Найдя тенистое место с видом на лужу, я сел на землю, опершись спиной о гладкий ствол земляничного дерева, положил оружие на колени и постарался соблюдать тишину. Внезапно обнаружилось, что воздух, проходя через ноздри, издает страшный свист, поэтому я начал вдыхать и выдыхать его через рот, и скоро дыхание стало совершенно бесшумным. В мою голову поступало так много сенсорной информации, что, казалось, она выталкивает оттуда фоновый шум, связанный с сознанием. Это состояние было очень похоже на медитацию, хотя я не предпринимал никаких умственных усилий и не делал никаких упражнений, чтобы полностью изгнать из головы мысли. Я просто смотрел и слушал, настраивая свои чувства на частоты скрывавшейся в лесу свиньи. Эта действительность занимала каждый квадрант моего ментального пространства и, как якорь, привязывала меня к настоящему моменту. Должно быть, я потерял счет времени, потому что двадцать минут промелькнули как один миг. Обычно мое тело восстает против долгого сидения в одной позе, но в данном случае мне не хотелось менять положение или перемещать вес на другую точку.
Позже мне пришло в голову, что это психическое состояние, которое мне очень понравилось, во многом напоминало ощущение, вызываемое курением марихуаны. Тогда чувства представляются особенно острыми, а ум, кажется, игнорирует все, что оказалось вне фокуса этих сиюминутных ощущений, в том числе физический дискомфорт и течение времени… Сегодня одним из наиболее интересных направлений исследований в нейробиологии является изучение существующей в мозге «сети каннабиноидов». Эта сеть представляет собой рецепторы нервной системы, которые активируются группой необычных соединений, называемых каннабиноидами. Одним из таких соединений является тетрагидроканнабинол, активный ингредиент в марихуане. Другой недавно обнаруженный нейромедиатор, анандамид, производится в головном мозге (соединение было названо его первооткрывателем по санскритскому слову ananda, означающему внутреннее блаженство). Вне зависимости от того, где они возникли, каннабиноиды усиливают чувственный опыт, отключают кратковременную память и стимулируют аппетит. Ученые до сих пор не определили, в чем может состоять полезность существования такой системы с точки зрения эволюции. Некоторые исследователи полагают, что каннабиноиды, как и опиаты, играют определенную роль в облегчении боли и в «вознаграждении» мозга; другие считают, что они помогают регулировать аппетит или эмоции.

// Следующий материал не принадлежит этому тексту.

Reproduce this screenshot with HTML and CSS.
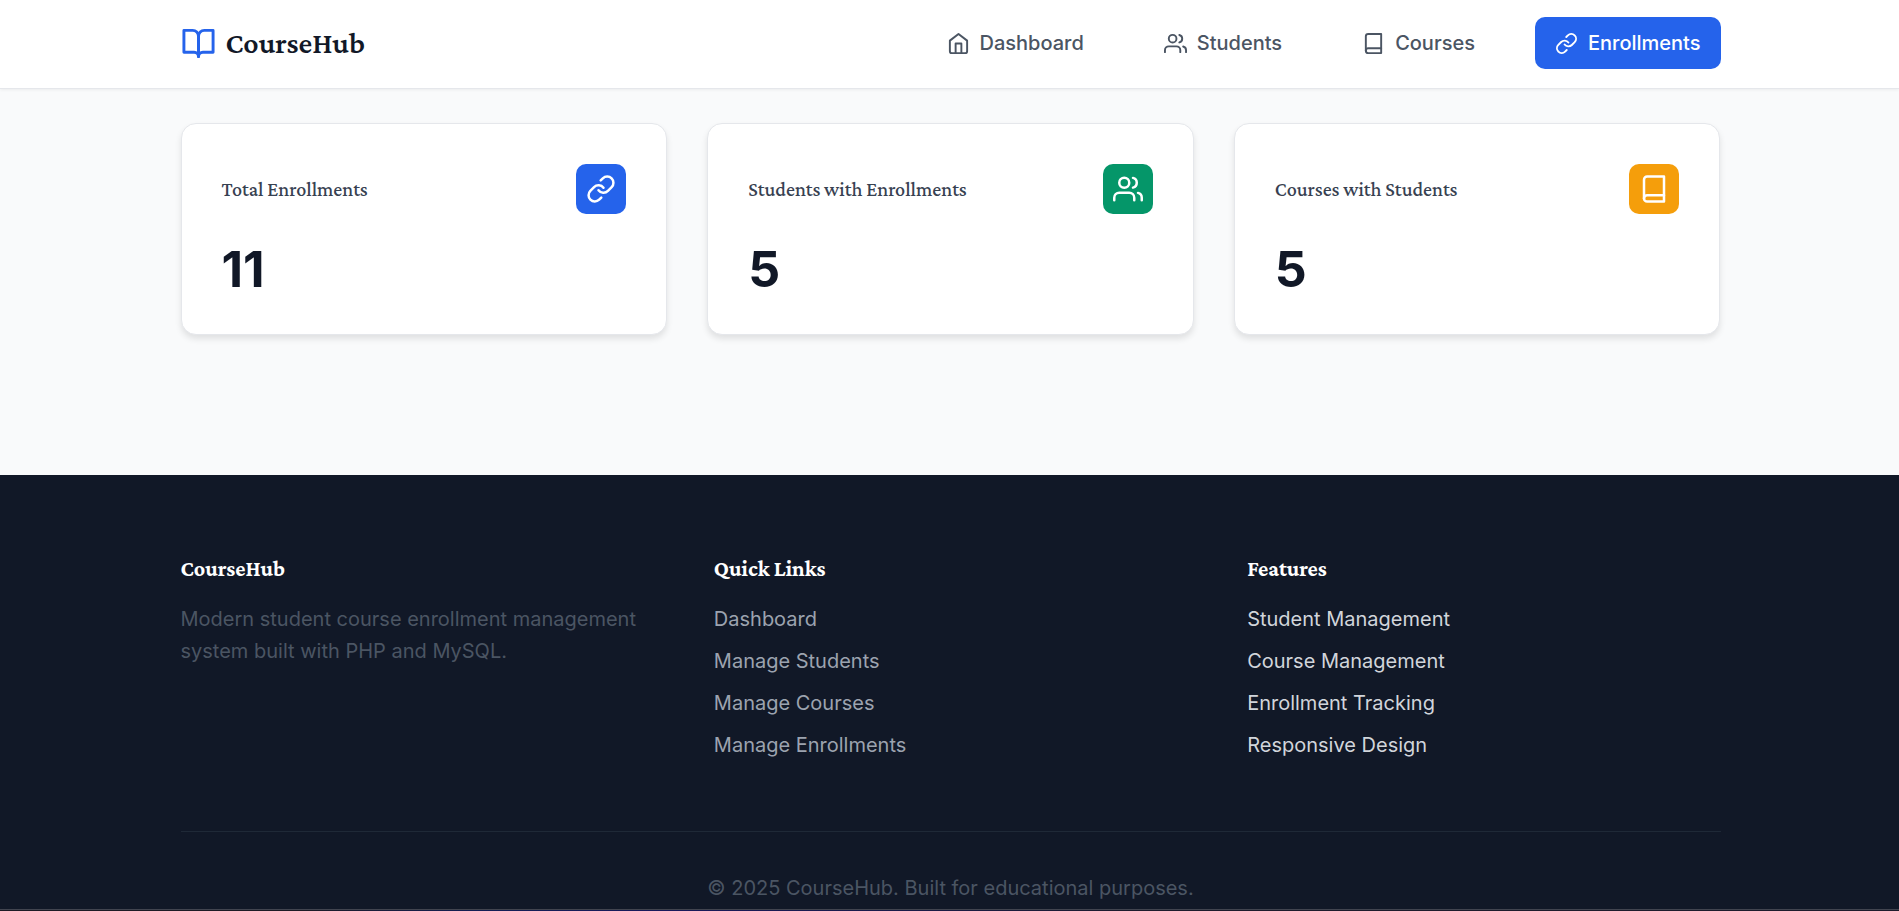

Опыт охотников позволяет выдвинуть еще одну теорию. А что, если сеть каннабиноидов – это своего рода адаптация, которая при естественном отборе помогает эволюции существа, выживающего благодаря охоте? Судите сами: мозг вырабатывает вещества, обостряющие чувства, сужают диапазон интересов, на которых фокусируется человек, позволяют забыть все ненужное для выполнения поставленной задачи (включая физический дискомфорт и течение времени) и, наконец, делают вас голодным. Да это идеальный фармакологический инструмент для охотника. Он обеспечивает для него все и сразу: и мотив, и награду, и оптимальный стиль мышления. Я не сильно бы удивился, если бы обнаружил, что те чувства, которые обрушились на меня, когда я рано утром прижался в лесу к дереву, были вызваны волной анандамида, захлестнувшей мой мозг.
Не знаю, находился ли я на самом деле в тот момент под воздействием каннабиноидов или нет, но перед тем, как в мое сознание ворвался свисток Анджело, я действительно чувствовал себя так, как будто вошел в природу через новую дверь. На этот раз я не был зрителем, я был полноправным участником жизни леса. Позже, перечитывая описание ощущений Ортеги-и-Гассета, я пришел к выводу, что, может быть, он не был таким уж сумасшедшим, когда утверждал, что охота предоставляет нам последний шанс вырваться из истории и вернуться к природе – пусть даже на короткое время. Не случайно же Ортега назвал охоту «уходом в отпуск из человеческого состояния».
Для охотника даже воздух, скользящий по его коже и насыщающий его легкие, имеет другой, более изысканный вкус. У него горы приобретают выразительные черты, а каждая травинка – собственный смысл. И все это благодаря тому, что сидящий на корточках или медленно двигающийся охотник чувствует свою связь с землей и зверем, которого он преследует, причем не важно, виден ли ему этот зверь, скрыт ли он или отсутствует вовсе.
Турист, вышедший «на природу», никогда не достигнет такого состояния погружения и слияния. Все, что он видит, – это пейзаж, в который кто-то внес историю, причем внес сравнительно недавно. Его взгляд обусловлен искусством и ожиданием, турист остается зрителем этой сцены. Он не в состоянии выйти за пределы себя или истории, поскольку созерцает пейзаж как продукт скорее цивилизации, чем природы.